» **YOUR INSTRUCTIONS**
Extract each line where the string "styles" shows up.

» **COLLECTED MATERIAL**
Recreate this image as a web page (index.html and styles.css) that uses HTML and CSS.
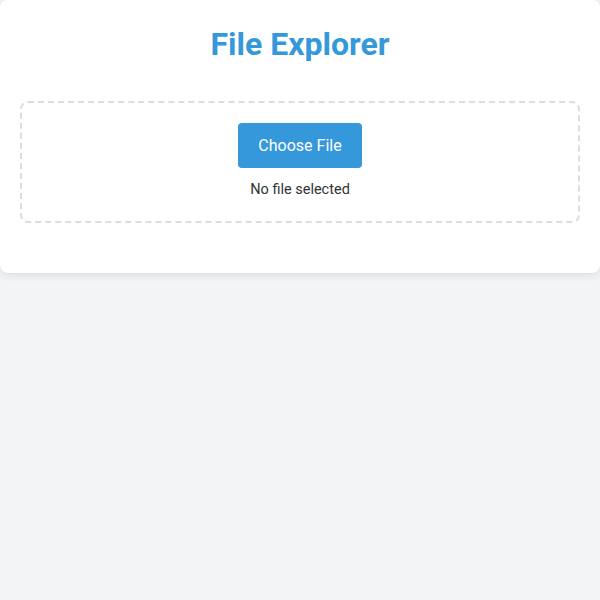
FILE: index.html
```html
<!DOCTYPE html>
<html>
<head>
<meta charset="utf-8">
<link rel="stylesheet" href="styles.css">
</head>
<body>
<div class="card">
  <h1 class="title">File Explorer</h1>
  <div class="drop">
    <button class="btn">Choose File</button>
    <div class="status">No file selected</div>
  </div>
</div>
</body>
</html>
```
FILE: styles.css
```css
html, body { margin: 0; padding: 0; }
body {
  background: #f3f4f6;
  font-family: Roboto, "Liberation Sans", sans-serif;
  color: #333;
  height: 600px;
}
.card {
  background: #fff;
  border-radius: 8px;
  box-shadow: 0 2px 8px rgba(0,0,0,0.1);
  padding: 20px 20px 50px;
  height: 203px;
}
.title {
  margin: 0 0 33px;
  text-align: center;
  color: #3498db;
  font-size: 32px;
  font-weight: 700;
  line-height: 48px;
}
.drop {
  border: 2px dashed #ddd;
  border-radius: 8px;
  padding: 20px;
  display: flex;
  flex-direction: column;
  align-items: center;
  height: 122px;
  box-sizing: border-box;
}
.btn {
  background: #3498db;
  color: #fff;
  border: none;
  border-radius: 4px;
  font-family: Roboto, "Liberation Sans", sans-serif;
  font-size: 16px;
  height: 45px;
  width: 124px;
  padding: 0;
}
.status {
  margin-top: 13px;
  font-size: 14.5px;
  line-height: 18px;
  color: #333;
}
```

» **SOLUTION TO THIS EXERCISE**
Recreate this image as a web page (index.html and styles.css) that uses HTML and CSS.
<link rel="stylesheet" href="styles.css">
FILE: styles.css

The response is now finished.